- EXERCISE DESCRIPTION -
Which lines in the records below contain the word "this"? Copy each one out.

*** PROVIDED DATA

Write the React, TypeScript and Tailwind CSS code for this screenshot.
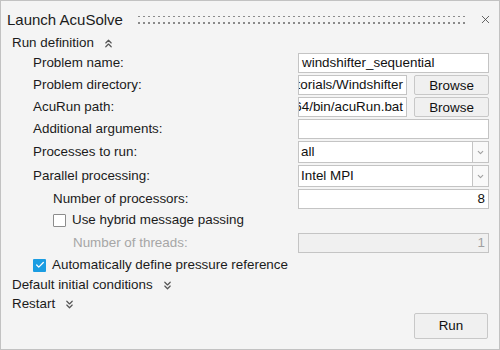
import { ChevronsUp, ChevronsDown, ChevronDown, X, Check } from 'lucide-react'
import type { ReactNode } from 'react'

const font = { fontFamily: '"Liberation Sans", Arial, sans-serif' }

function Grip() {
  return (
    <svg className="flex-1 h-[10px] ml-[15px] mr-[12px] mt-[1px]" aria-hidden>
      <defs>
        <pattern id="dots" width="5" height="7" patternUnits="userSpaceOnUse">
          <rect x="0" y="0" width="2" height="2" fill="#8a8a8a" />
        </pattern>
      </defs>
      <rect x="0" y="1" width="100%" height="9" fill="url(#dots)" />
    </svg>
  )
}

function Label({ children, indent = 32, muted = false }: { children: ReactNode; indent?: number; muted?: boolean }) {
  return (
    <div
      className={`flex-1 flex items-center text-[13.4px] ${muted ? 'text-[#a6a6a6]' : 'text-[#1b1b1b]'}`}
      style={{ paddingLeft: indent }}
    >
      {children}
    </div>
  )
}

function TextBox({ value, alignEnd = false, width = 'w-[191px]' }: { value: string; alignEnd?: boolean; width?: string }) {
  return (
    <div
      className={`${width} h-full bg-white border border-[#c4c4c4] flex items-center overflow-hidden px-[3px] text-[13.4px] text-[#111] whitespace-nowrap ${alignEnd ? 'justify-end' : ''}`}
    >
      <span className="shrink-0">{value}</span>
    </div>
  )
}

function BrowseBtn() {
  return (
    <button className="w-[75px] h-full ml-[7px] bg-[#f0f0f0] border border-[#c8c8c8] rounded-[2px] text-[13.4px] text-[#111]">
      Browse
    </button>
  )
}

function Combo({ value }: { value: string }) {
  return (
    <div className="w-[191px] h-full bg-white border border-[#c4c4c4] flex text-[13.4px] text-[#111]">
      <div className="flex-1 flex items-center px-[2px]">{value}</div>
      <div className="w-[16px] border-l border-[#c4c4c4] bg-[#f9f9f9] flex items-center justify-center">
        <ChevronDown size={9} strokeWidth={3} color="#a0a0a0" />
      </div>
    </div>
  )
}

function Section({ title, open }: { title: string; open: boolean }) {
  return (
    <div className="flex items-center gap-[8px] pl-[11px] text-[13.4px] text-[#1b1b1b]">
      <span>{title}</span>
      {open ? (
        <ChevronsUp size={13} strokeWidth={2.2} color="#555" />
      ) : (
        <ChevronsDown size={13} strokeWidth={2.2} color="#555" />
      )}
    </div>
  )
}

export default function App() {
  return (
    <div style={font} className="w-[500px] h-[350px] bg-[#f4f4f4] border border-[#c2c2c2] flex flex-col">
      <div className="h-[33px] flex items-center pl-[6px] pr-[7px] shrink-0 pt-[3px]">
        <span className="text-[15px] text-[#1b1b1b] pt-[2px]">Launch AcuSolve</span>
        <Grip />
        <X size={13} strokeWidth={1.5} color="#444" />
      </div>

      <div className="h-[18px] flex pt-[1px]">
        <Section title="Run definition" open />
      </div>

      <div className="flex flex-col pr-[10px] mt-[1px]">
        <div className="h-[20px] flex">
          <Label>Problem name:</Label>
          <TextBox value="windshifter_sequential" />
        </div>
        <div className="h-[20px] flex mt-[2px]">
          <Label>Problem directory:</Label>
          <TextBox value="Tutorials/Windshifter" alignEnd width="w-[109px]" />
          <BrowseBtn />
        </div>
        <div className="h-[20px] flex mt-[2px]">
          <Label>AcuRun path:</Label>
          <TextBox value="win64/bin/acuRun.bat" alignEnd width="w-[109px]" />
          <BrowseBtn />
        </div>
        <div className="h-[20px] flex mt-[2px]">
          <Label>Additional arguments:</Label>
          <TextBox value="" />
        </div>
        <div className="h-[22px] flex mt-[2px]">
          <Label>Processes to run:</Label>
          <Combo value="all" />
        </div>
        <div className="h-[22px] flex mt-[2px]">
          <Label>Parallel processing:</Label>
          <Combo value="Intel MPI" />
        </div>
        <div className="h-[20px] flex mt-[2px]">
          <Label indent={52}>Number of processors:</Label>
          <TextBox value="8" alignEnd />
        </div>
        <div className="h-[23px] flex items-center pl-[52px] gap-[6px] text-[13.4px] text-[#1b1b1b]">
          <span className="w-[13px] h-[13px] bg-white border border-[#8c8c8c] rounded-[1px]" />
          <span>Use hybrid message passing</span>
        </div>
        <div className="h-[20px] flex mt-[1px]">
          <Label indent={72} muted>Number of threads:</Label>
          <div className="w-[191px] h-full bg-[#f0f0f0] border border-[#c4c4c4] flex items-center justify-end px-[3px] text-[13.4px] text-[#a0a0a0]">
            1
          </div>
        </div>
        <div className="h-[20px] flex items-center pl-[32px] gap-[6px] mt-[2px] text-[13.4px] text-[#1b1b1b]">
          <span className="w-[13px] h-[13px] bg-[#1b9de2] rounded-[1px] flex items-center justify-center">
            <Check size={10} strokeWidth={3} color="#fff" />
          </span>
          <span>Automatically define pressure reference</span>
        </div>
      </div>

      <div className="h-[20px] flex pt-[1px]">
        <Section title="Default initial conditions" open={false} />
      </div>
      <div className="h-[18px] flex">
        <Section title="Restart" open={false} />
      </div>

      <div className="flex justify-end pr-[11px]">
        <button className="w-[74px] h-[26px] bg-[#f0f0f0] border border-[#c8c8c8] rounded-[2px] text-[13.4px] text-[#111]">
          Run
        </button>
      </div>
    </div>
  )
}
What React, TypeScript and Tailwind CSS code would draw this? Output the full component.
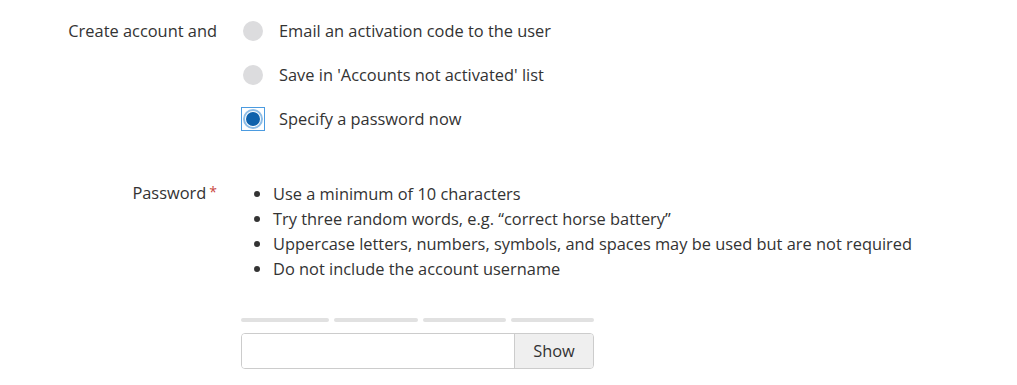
const font = { fontFamily: '"Segoe UI", "Open Sans", sans-serif' };

function Radio({ checked, label }: { checked?: boolean; label: string }) {
  return (
    <label className="flex h-[44px] items-center">
      <span className="flex h-[24px] w-[24px] items-center justify-center">
        {checked ? (
          <span className="flex h-[24px] w-[24px] items-center justify-center border border-[#4b9be0]">
            <span className="flex h-[20px] w-[20px] items-center justify-center rounded-full border-2 border-[#8ebde6] bg-white">
              <span className="h-[14px] w-[14px] rounded-full bg-[#0f62ac]" />
            </span>
          </span>
        ) : (
          <span className="h-[20px] w-[20px] rounded-full bg-[#dcdcde]" />
        )}
      </span>
      <span className="ml-[14px]">{label}</span>
    </label>
  );
}

const rules = [
  "Use a minimum of 10 characters",
  "Try three random words, e.g. \u201ccorrect horse battery\u201d",
  "Uppercase letters, numbers, symbols, and spaces may be used but are not required",
  "Do not include the account username",
];

export default function App() {
  return (
    <div
      className="min-h-[385px] w-[1017px] bg-white pt-[9px] text-[16.4px] text-[#333]"
      style={font}
    >
      <div className="grid grid-cols-[217px_1fr] gap-x-[24px]">
        <div className="flex h-[44px] items-center justify-end">Create account and</div>
        <div className="flex flex-col">
          <Radio label="Email an activation code to the user" />
          <Radio label="Save in 'Accounts not activated' list" />
          <Radio checked label="Specify a password now" />
        </div>

        <div className="mt-[40px] flex h-[25px] items-center justify-end">
          Password
          <span className="ml-[3px] mt-[-4px] text-[14px] leading-none text-[#c9463d]">*</span>
        </div>
        <div className="mt-[40px]">
          <ul className="ml-[32px] list-disc leading-[25px] marker:text-[#333]">
            {rules.map((r) => (
              <li key={r}>{r}</li>
            ))}
          </ul>
          <div className="mt-[37px] flex w-[353px] gap-[5px]">
            <div className="h-[4px] w-[88px] rounded-full bg-[#e1e1e1]" />
            <div className="h-[4px] w-[84px] rounded-full bg-[#e1e1e1]" />
            <div className="h-[4px] w-[83px] rounded-full bg-[#e1e1e1]" />
            <div className="h-[4px] w-[83px] rounded-full bg-[#e1e1e1]" />
          </div>
          <div className="mt-[11px] flex h-[36px] w-[353px] overflow-hidden rounded-[4px] border border-[#cccccc]">
            <input
              type="password"
              className="min-w-0 flex-1 bg-white px-2 outline-none"
            />
            <button className="w-[79px] border-l border-[#cccccc] bg-[#efefef] text-[#333]">
              Show
            </button>
          </div>
        </div>
      </div>
    </div>
  );
}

******

- EXERCISE RESPONSE -
Write the React, TypeScript and Tailwind CSS code for this screenshot.
What React, TypeScript and Tailwind CSS code would draw this? Output the full component.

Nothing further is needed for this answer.